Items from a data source
_ _ _ _
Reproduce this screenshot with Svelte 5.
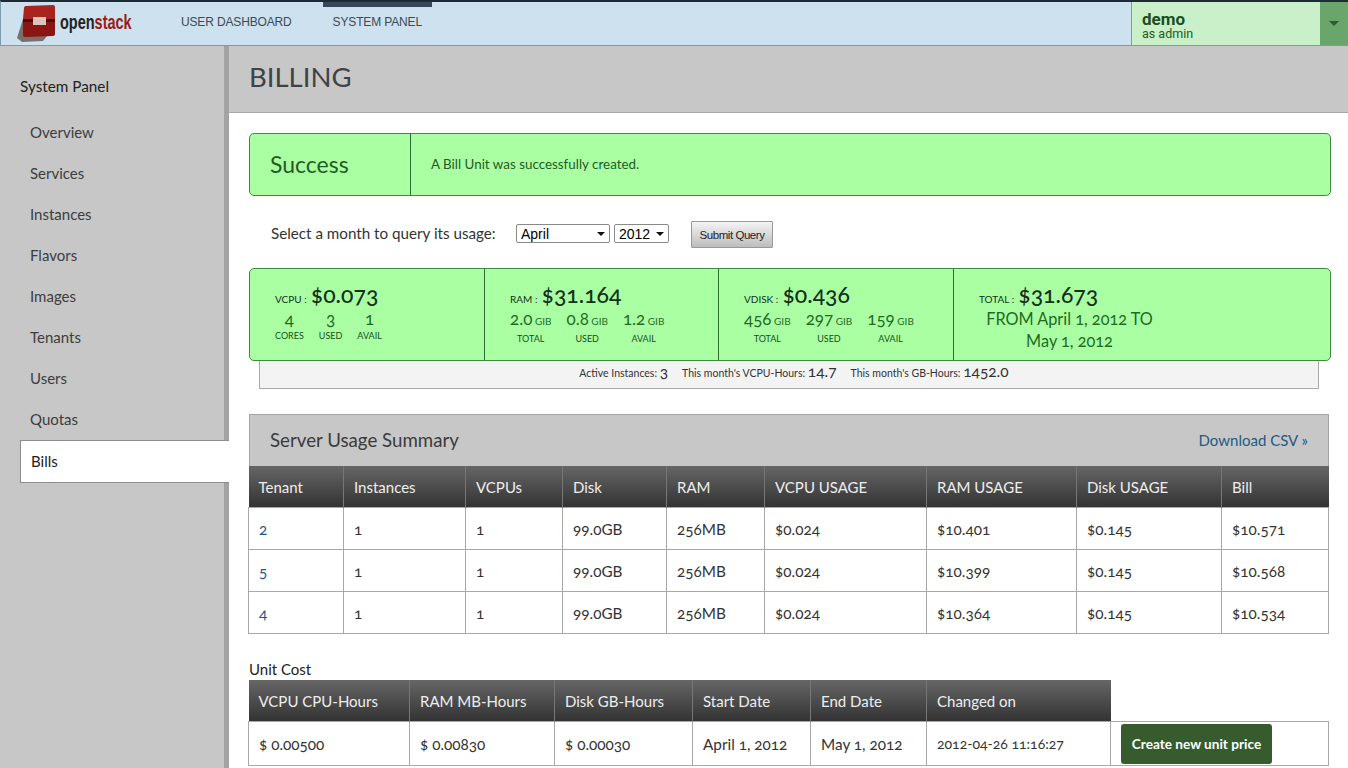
<script>
	const navItems = ['Overview', 'Services', 'Instances', 'Flavors', 'Images', 'Tenants', 'Users', 'Quotas'];

	const months = ['January', 'February', 'March', 'April', 'May', 'June', 'July', 'August', 'September', 'October', 'November', 'December'];

	const stats = [
		{
			label: 'VCPU',
			price: '$0.073',
			parts: [
				{ value: '4', name: 'CORES' },
				{ value: '3', name: 'USED' },
				{ value: '1', name: 'AVAIL' }
			]
		},
		{
			label: 'RAM',
			price: '$31.164',
			parts: [
				{ value: '2.0', unit: 'GIB', name: 'TOTAL' },
				{ value: '0.8', unit: 'GIB', name: 'USED' },
				{ value: '1.2', unit: 'GIB', name: 'AVAIL' }
			]
		},
		{
			label: 'VDISK',
			price: '$0.436',
			parts: [
				{ value: '456', unit: 'GIB', name: 'TOTAL' },
				{ value: '297', unit: 'GIB', name: 'USED' },
				{ value: '159', unit: 'GIB', name: 'AVAIL' }
			]
		}
	];

	const usageCols = [95, 122, 97, 104, 98, 162, 150, 145, 107];
	const usageHead = ['Tenant', 'Instances', 'VCPUs', 'Disk', 'RAM', 'VCPU USAGE', 'RAM USAGE', 'Disk USAGE', 'Bill'];
	const usageRows = [
		['2', '1', '1', '99.0GB', '256MB', '$0.024', '$10.401', '$0.145', '$10.571'],
		['5', '1', '1', '99.0GB', '256MB', '$0.024', '$10.399', '$0.145', '$10.568'],
		['4', '1', '1', '99.0GB', '256MB', '$0.024', '$10.364', '$0.145', '$10.534']
	];

	const costCols = [161, 145, 138, 118, 116, 184, 218];
	const costHead = ['VCPU CPU-Hours', 'RAM MB-Hours', 'Disk GB-Hours', 'Start Date', 'End Date', 'Changed on'];
	const costRow = ['$ 0.00500', '$ 0.00830', '$ 0.00030', 'April 1, 2012', 'May 1, 2012', '2012-04-26 11:16:27'];
</script>

<div class="page">
	<header class="topbar">
		<div class="logo">
			<svg width="39" height="37" viewBox="0 0 39 37">
				<path d="M0 33 L6 14 L8 14 L8 30 L30 31 L26 36 L5 37 Z" fill="#77706c" />
				<path d="M7 3 Q7 1 9 1 L36 0 Q38 0 38 2 L38 14 L29 14 L28 12 L17 12 L16 14 L6 14 Z" fill="#a8241f" />
				<path d="M6 17 L16 17 L17 20 L28 20 L29 17 L38 17 L38 29 Q38 31 36 31 L9 32 Q6 32 6 30 Z" fill="#8a1512" />
				<path d="M6 14 H16 L16 17 H6 Z M29 14 H38 V17 H29 Z" fill="#4a0b09" />
				<path d="M16 12 H29 V20 H16 Z" fill="#d9c4c0" />
			</svg>
			<span class="wordmark"><span class="open">open</span><span class="stack">stack</span></span>
		</div>
		<nav class="tabs">
			<a class="tab" href="#user">USER DASHBOARD</a>
			<a class="tab active" href="#system">SYSTEM PANEL</a>
		</nav>
		<div class="user">
			<div class="user-name">
				<strong>demo</strong>
				<span>as admin</span>
			</div>
			<div class="user-toggle"><i></i></div>
		</div>
	</header>

	<div class="layout">
		<aside class="sidebar">
			<h4>System Panel</h4>
			<ul>
				{#each navItems as item (item)}
					<li>{item}</li>
				{/each}
				<li class="current">Bills</li>
			</ul>
		</aside>

		<main class="main">
			<div class="page-title"><h1>BILLING</h1></div>

			<div class="content">
				<div class="alert">
					<div class="alert-title">Success</div>
					<div class="alert-text">A Bill Unit was successfully created.</div>
				</div>

				<form class="query" on:submit|preventDefault>
					<label for="month">Select a month to query its usage:</label>
					<span class="sel month">
						<select id="month">
							{#each months as m (m)}
								<option selected={m === 'April'}>{m}</option>
							{/each}
						</select>
					</span>
					<span class="sel year">
						<select>
							<option>2011</option>
							<option selected>2012</option>
						</select>
					</span>
					<button type="submit">Submit Query</button>
				</form>

				<div class="stats">
					{#each stats as s (s.label)}
						<div class="stat">
							<div class="stat-head"><small>{s.label} :</small> <b>{s.price}</b></div>
							<div class="stat-parts">
								{#each s.parts as p (p.name)}
									<div class="part">
										<div class="part-value">{p.value}{#if p.unit}<small>{p.unit}</small>{/if}</div>
										<div class="part-name">{p.name}</div>
									</div>
								{/each}
							</div>
						</div>
					{/each}
					<div class="stat total">
						<div class="stat-head"><small>TOTAL :</small> <b>$31.673</b></div>
						<div class="range">FROM April 1, 2012 TO<br />May 1, 2012</div>
					</div>
				</div>

				<div class="strip">
					<span>Active Instances: <b>3</b></span>
					<span>This month's VCPU-Hours: <b>14.7</b></span>
					<span>This month's GB-Hours: <b>1452.0</b></span>
				</div>

				<div class="summary-head">
					<h3>Server Usage Summary</h3>
					<a href="#csv">Download CSV »</a>
				</div>
				<table class="usage">
					<colgroup>
						{#each usageCols as w, i (i)}
							<col width={w} />
						{/each}
					</colgroup>
					<thead>
						<tr>
							{#each usageHead as h (h)}
								<th>{h}</th>
							{/each}
						</tr>
					</thead>
					<tbody>
						{#each usageRows as row, r (r)}
							<tr>
								{#each row as cell, c (c)}
									<td>
										{#if c === 0}<a class="tenant" href="#tenant">{cell}</a>{:else}{cell}{/if}
									</td>
								{/each}
							</tr>
						{/each}
					</tbody>
				</table>

				<div class="unit-label">Unit Cost</div>
				<table class="usage cost">
					<colgroup>
						{#each costCols as w, i (i)}
							<col width={w} />
						{/each}
					</colgroup>
					<thead>
						<tr>
							{#each costHead as h (h)}
								<th>{h}</th>
							{/each}
							<th class="blank"></th>
						</tr>
					</thead>
					<tbody>
						<tr>
							{#each costRow as cell, c (c)}
								<td class:stamp={c === 5}>{cell}</td>
							{/each}
							<td><a class="create" href="#create">Create new unit price</a></td>
						</tr>
					</tbody>
				</table>
			</div>
		</main>
	</div>
</div>

<style>
	:global(body) {
		margin: 0;
		background: #fff;
	}

	.page {
		height: 768px;
		overflow: hidden;
		display: flex;
		flex-direction: column;
		font-family: 'Lato', 'Open Sans', sans-serif;
		font-variant-numeric: oldstyle-nums;
		color: #333;
	}

	/* top bar */
	.topbar {
		height: 46px;
		box-sizing: border-box;
		display: flex;
		background: #cde1ee;
		border-top: 2px solid #1c2b36;
		border-bottom: 1px solid #7f9aaa;
		border-left: 1px solid #7f9aaa;
		flex: none;
	}

	.logo {
		width: 170px;
		flex: none;
		display: flex;
		align-items: center;
		padding-left: 16px;
		box-sizing: border-box;
		height: 43px;
	}

	.logo svg {
		flex: none;
	}

	.wordmark {
		font-family: 'Liberation Sans', sans-serif;
		font-weight: 700;
		font-size: 21px;
		margin-left: 4px;
		margin-top: -3px;
		transform: scaleX(0.69);
		transform-origin: left center;
		white-space: nowrap;
	}

	.open {
		color: #222;
	}

	.stack {
		color: #9a1c18;
	}

	.tabs {
		display: flex;
		flex: 1;
	}

	.tab {
		font-family: 'Liberation Sans', sans-serif;
		font-size: 12px;
		letter-spacing: -0.15px;
		color: #3c4a55;
		text-decoration: none;
		padding: 13px 10px 0;
		margin-right: 21px;
	}

	.tab.active {
		border-top: 5px solid #35495a;
		padding-top: 8px;
		height: 22px;
	}

	.user {
		width: 217px;
		flex: none;
		display: flex;
		border-left: 1px solid #7f9aaa;
		background: #c9f0c8;
		box-sizing: border-box;
	}

	.user-name {
		flex: 1;
		padding: 10px 0 0 10px;
		color: #1d5a22;
		font-family: 'Roboto', 'Liberation Sans', sans-serif;
	}

	.user-name strong {
		display: block;
		font-size: 17px;
		line-height: 15px;
		color: #1b4f1f;
	}

	.user-name span {
		display: block;
		font-size: 12.5px;
		line-height: 13px;
	}

	.user-toggle {
		width: 28px;
		background: #6aa56c;
		display: flex;
		align-items: center;
		justify-content: center;
	}

	.user-toggle i {
		width: 0;
		height: 0;
		border-left: 5px solid transparent;
		border-right: 5px solid transparent;
		border-top: 5px solid #2e5a30;
	}

	/* body */
	.layout {
		flex: 1;
		display: flex;
		min-height: 0;
	}

	.sidebar {
		width: 229px;
		flex: none;
		box-sizing: border-box;
		background: #c7c7c7;
		border-right: 5px solid #a3a3a3;
		padding: 30px 0 0 20px;
	}

	.sidebar h4 {
		margin: 0 0 16px;
		font-size: 15.3px;
		font-weight: 400;
		line-height: 20px;
		color: #222;
	}

	.sidebar ul {
		list-style: none;
		margin: 0;
		padding: 0;
	}

	.sidebar li {
		height: 41px;
		line-height: 41px;
		padding-left: 10px;
		font-size: 15px;
		color: #3d3d3d;
		box-sizing: border-box;
	}

	.sidebar li.current {
		background: #fff;
		border: 1px solid #8c8c8c;
		border-right: none;
		height: 43px;
		margin-right: -5px;
		position: relative;
		color: #222;
	}

	.main {
		flex: 1;
		min-width: 0;
	}

	.page-title {
		height: 67px;
		box-sizing: border-box;
		background: #c7c7c7;
		border-bottom: 1px solid #a8a8a8;
		padding: 13px 0 0 20px;
	}

	h1 {
		margin: 0;
		font-size: 27.5px;
		line-height: 36px;
		font-weight: 400;
		color: #3f4246;
	}

	.content {
		padding: 20px 18px 0 20px;
	}

	.alert {
		width: 1082px;
		height: 63px;
		box-sizing: border-box;
		display: flex;
		background: #aaffa3;
		border: 1px solid #3c8c3c;
		border-radius: 5px;
		color: #1f5c22;
	}

	.alert-title {
		width: 161px;
		box-sizing: border-box;
		border-right: 1px solid #2c6e2f;
		padding-left: 20px;
		font-size: 23px;
		line-height: 60px;
	}

	.alert-text {
		padding-left: 20px;
		font-size: 13.4px;
		line-height: 60px;
	}

	.query {
		display: flex;
		align-items: center;
		height: 27px;
		margin-top: 25px;
		padding-left: 22px;
		font-size: 15.2px;
	}

	.query label {
		width: 245px;
		margin-top: -4px;
	}

	.sel {
		position: relative;
		display: block;
		height: 19px;
		margin-top: -2px;
	}

	.sel::after {
		content: '';
		position: absolute;
		right: 5px;
		top: 8px;
		border-left: 4px solid transparent;
		border-right: 4px solid transparent;
		border-top: 4px solid #111;
		pointer-events: none;
	}

	.sel select {
		appearance: none;
		display: block;
		width: 100%;
		height: 19px;
		padding: 0 0 0 4px;
		font-family: 'Liberation Sans', sans-serif;
		font-size: 14px;
		background: #fff;
		border: 1px solid #8a8a8a;
		border-radius: 2px;
		color: #000;
	}

	.month {
		width: 94px;
		margin-right: 4px;
	}

	.year {
		width: 55px;
		margin-right: 22px;
	}

	.query button {
		width: 82px;
		height: 27px;
		padding: 0;
		font-family: 'Liberation Sans', sans-serif;
		font-size: 11.5px;
		letter-spacing: -0.45px;
		color: #222;
		background: linear-gradient(#f4f4f4, #bdbdbd);
		border: 1px solid #999;
		border-radius: 1px;
	}

	.stats {
		width: 1082px;
		height: 93px;
		box-sizing: border-box;
		margin-top: 20px;
		display: flex;
		background: #aaffa3;
		border: 1px solid #3c8c3c;
		border-radius: 5px;
		color: #1f6b25;
	}

	.stat {
		width: 235px;
		box-sizing: border-box;
		border-right: 1px solid #2c6e2f;
		padding: 11px 0 0 25px;
		white-space: nowrap;
	}

	.stat:nth-child(2) {
		width: 234px;
	}

	.stat.total {
		flex: 1;
		border-right: none;
	}

	.stat-head {
		color: #14301a;
		line-height: 28px;
		height: 28px;
	}

	.stat-head small {
		font-size: 10px;
	}

	.stat-head b {
		font-size: 23px;
		font-weight: 500;
	}

	.stat-parts {
		display: flex;
		gap: 15px;
		margin-top: 2px;
	}

	.part {
		text-align: center;
	}

	.part-value {
		font-size: 17px;
		line-height: 18px;
	}

	.part-value small {
		font-size: 10px;
		margin-left: 2.5px;
	}

	.part-name {
		font-size: 9px;
		line-height: 14px;
		margin-top: 2px;
		color: #14501c;
	}

	.stat:first-child .part-name {
		margin-top: 1px;
	}

	.range {
		font-size: 16.3px;
		line-height: 22px;
		width: 181px;
		text-align: center;
	}

	.strip {
		width: 1060px;
		height: 28px;
		box-sizing: border-box;
		margin-left: 10px;
		padding-left: 10px;
		display: flex;
		justify-content: center;
		gap: 14px;
		background: #f3f3f3;
		border: 1px solid #aaa;
		border-top: none;
		font-size: 10.5px;
		line-height: 20px;
		color: #333;
	}

	.strip b {
		font-size: 15.5px;
		font-weight: 400;
	}

	.summary-head {
		width: 1080px;
		height: 52px;
		box-sizing: border-box;
		margin-top: 25px;
		padding: 0 20px 2px;
		display: flex;
		justify-content: space-between;
		align-items: center;
		background: #c7c7c7;
		border: 1px solid #a3a3a3;
		border-bottom: none;
	}

	.summary-head h3 {
		margin: 0;
		font-size: 18.7px;
		font-weight: 400;
		color: #3b3b3b;
	}

	.summary-head a {
		font-size: 15px;
		color: #1e5a82;
		text-decoration: none;
	}

	.usage {
		width: 1080px;
		margin-left: -1px;
		border-collapse: collapse;
		table-layout: fixed;
	}

	.usage th {
		height: 41px;
		padding: 0 10px;
		text-align: left;
		font-size: 15px;
		font-weight: 400;
		color: #eee;
		background: linear-gradient(#666, #333);
		border-left: 1px solid #777;
	}

	.usage th:first-child {
		border-left: none;
	}

	.usage td {
		height: 42px;
		box-sizing: border-box;
		padding: 0 10px;
		font-size: 15.3px;
		color: #333;
		border: 1px solid #a8a8a8;
	}

	.tenant {
		color: #1e5a82;
		text-decoration: none;
	}

	.unit-label {
		margin-top: 25px;
		font-size: 15px;
		line-height: 20px;
		height: 20px;
		margin-bottom: 1px;
		color: #222;
	}

	.usage th.blank {
		background: #fff;
		border: none;
	}

	.cost td {
		height: 44px;
	}

	.usage td.stamp {
		font-size: 14px;
	}

	.create {
		display: inline-block;
		width: 151px;
		height: 40px;
		line-height: 40px;
		text-align: center;
		background: #365c2e;
		color: #fff;
		font-size: 13.6px;
		border-radius: 3px;
		font-weight: 700;
		text-decoration: none;
		vertical-align: middle;
	}
</style>
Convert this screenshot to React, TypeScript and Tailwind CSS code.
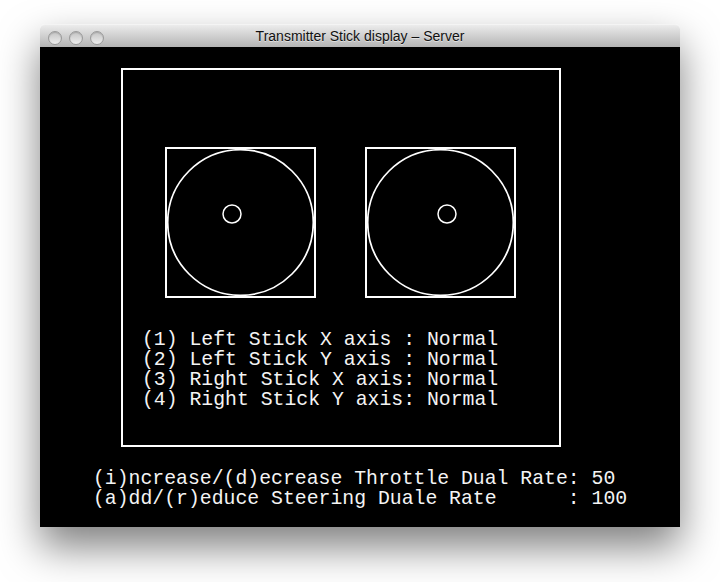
import React from "react";

function Stick({ dx, dy }: { dx: number; dy: number }) {
  return (
    <div className="w-[151px] h-[151px] border-2 border-white box-border">
      <svg width="147" height="147" viewBox="0 0 147 147" className="block">
        <circle cx="73.5" cy="73.5" r="72.8" fill="none" stroke="white" strokeWidth="1.7" />
        <circle cx={dx} cy={dy} r="9" fill="none" stroke="white" strokeWidth="1.5" />
      </svg>
    </div>
  );
}

function Light() {
  return (
    <div className="w-[14px] h-[14px] rounded-full border border-[#9a9a9a] bg-gradient-to-b from-[#c4c4c4] to-[#eeeeee] shadow-[inset_0_1px_1px_rgba(0,0,0,0.15)]" />
  );
}

export default function App() {
  const mono = { fontFamily: '"Liberation Mono", "Courier New", monospace' };
  return (
    <div className="w-[720px] h-[582px] bg-white overflow-hidden pt-[24px] pl-[40px]">
      <div className="w-[640px] shadow-[0_20px_40px_rgba(0,0,0,0.5)] rounded-t-[5px]">
        <div className="relative h-[23px] rounded-t-[5px] bg-gradient-to-b from-[#ececec] to-[#b4b4b4] border-t border-[#f4f4f4] flex items-center justify-center">
          <div className="absolute left-[8px] top-[6px] flex gap-[7px]">
            <Light />
            <Light />
            <Light />
          </div>
          <span
            className="text-[14px] text-[#111111] mt-[1px] [text-shadow:0_1px_0_rgba(255,255,255,0.5)]"
            style={{ fontFamily: '"Liberation Sans", Arial, sans-serif' }}
          >
            Transmitter Stick display – Server
          </span>
        </div>
        <div className="w-[640px] h-[480px] bg-black pt-[21px] text-[#f4f4f4] text-[19.8px] leading-[20px]" style={mono}>
          <div className="ml-[81px] w-[440px] h-[379px] border-2 border-white box-border pt-[77px] pl-[19px]">
            <div className="flex gap-[49px] ml-[23px]">
              <Stick dx={65} dy={65} />
              <Stick dx={80} dy={65} />
            </div>
            <div className="mt-[32px] whitespace-pre">
              <div>(1) Left Stick X axis : Normal</div>
              <div>(2) Left Stick Y axis : Normal</div>
              <div>(3) Right Stick X axis: Normal</div>
              <div>(4) Right Stick Y axis: Normal</div>
            </div>
          </div>
          <div className="ml-[53px] mt-[22px] whitespace-pre">
            <div>(i)ncrease/(d)ecrease Throttle Dual Rate: 50</div>
            <div>(a)dd/(r)educe Steering Duale Rate      : 100</div>
          </div>
        </div>
      </div>
    </div>
  );
}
_ _ _ _
Output nothing except the lines from the one containing "Convert this screenshot" through the one containing "import React from", both kept, with the pictures removed.

Solution to this exercise:
Convert this screenshot to React, TypeScript and Tailwind CSS code.
import React from "react";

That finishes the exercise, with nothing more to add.